* DIRECTION:
Show all lines holding the string "index".

* DATA EXTRACT:
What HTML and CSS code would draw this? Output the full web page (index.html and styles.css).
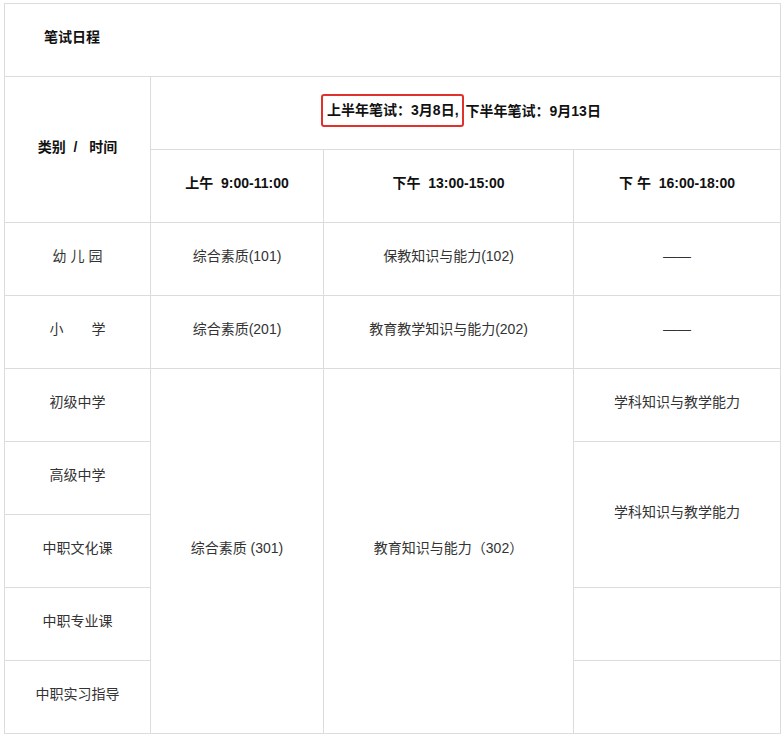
FILE: index.html
```html
<!DOCTYPE html>
<html lang="zh">
<head>
<meta charset="utf-8">
<link rel="stylesheet" href="styles.css">
</head>
<body>
<table class="sched">
  <colgroup>
    <col class="c1"><col class="c2"><col class="c3"><col class="c4">
  </colgroup>
  <tr>
    <td colspan="4" class="title">笔试日程</td>
  </tr>
  <tr>
    <td rowspan="2" class="bold">类别 &nbsp;/ &nbsp;&nbsp;时间</td>
    <td colspan="3" class="bold"><span class="mark">上半年笔试：3月8日,</span>下半年笔试：9月13日</td>
  </tr>
  <tr>
    <td class="bold">上午&nbsp; 9:00-11:00</td>
    <td class="bold">下午&nbsp; 13:00-15:00</td>
    <td class="bold">下 午&nbsp; 16:00-18:00</td>
  </tr>
  <tr>
    <td>幼 儿 园</td>
    <td>综合素质(101)</td>
    <td>保教知识与能力(102)</td>
    <td>——</td>
  </tr>
  <tr>
    <td>小　　学</td>
    <td>综合素质(201)</td>
    <td>教育教学知识与能力(202)</td>
    <td>——</td>
  </tr>
  <tr>
    <td>初级中学</td>
    <td rowspan="5">综合素质 (301)</td>
    <td rowspan="5">教育知识与能力（302）</td>
    <td>学科知识与教学能力</td>
  </tr>
  <tr>
    <td>高级中学</td>
    <td rowspan="2">学科知识与教学能力</td>
  </tr>
  <tr>
    <td>中职文化课</td>
  </tr>
  <tr>
    <td>中职专业课</td>
    <td></td>
  </tr>
  <tr>
    <td>中职实习指导</td>
    <td></td>
  </tr>
</table>
</body>
</html>
```
FILE: styles.css
```css
html, body {
  background: #fff;
}
body {
  margin: 3px 0 0 4px;
  font-family: "Liberation Sans", "Noto Sans CJK SC", sans-serif;
  font-size: 14px;
  color: #333;
}
.sched {
  border-collapse: collapse;
  table-layout: fixed;
  width: 776px;
}
.c1 { width: 146px; }
.c2 { width: 173px; }
.c3 { width: 250px; }
.c4 { width: 207px; }
.sched td {
  border: 1px solid #dcdcdc;
  height: 66px;
  padding: 0 0 6px 0;
  text-align: center;
  vertical-align: middle;
  line-height: 20px;
}
.sched td.title {
  text-align: left;
  padding-left: 39px;
  font-weight: bold;
  color: #111;
}
.sched td.bold {
  font-weight: bold;
  color: #111;
}
.mark {
  display: inline-block;
  border: 2px solid #e0322d;
  border-radius: 3px;
  padding: 4px 3px 5px 4px;
  margin-left: -9px;
  margin-right: 2px;
  white-space: nowrap;
  vertical-align: 1px;
}
```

* FULL RESPONSE:
What HTML and CSS code would draw this? Output the full web page (index.html and styles.css).
FILE: index.html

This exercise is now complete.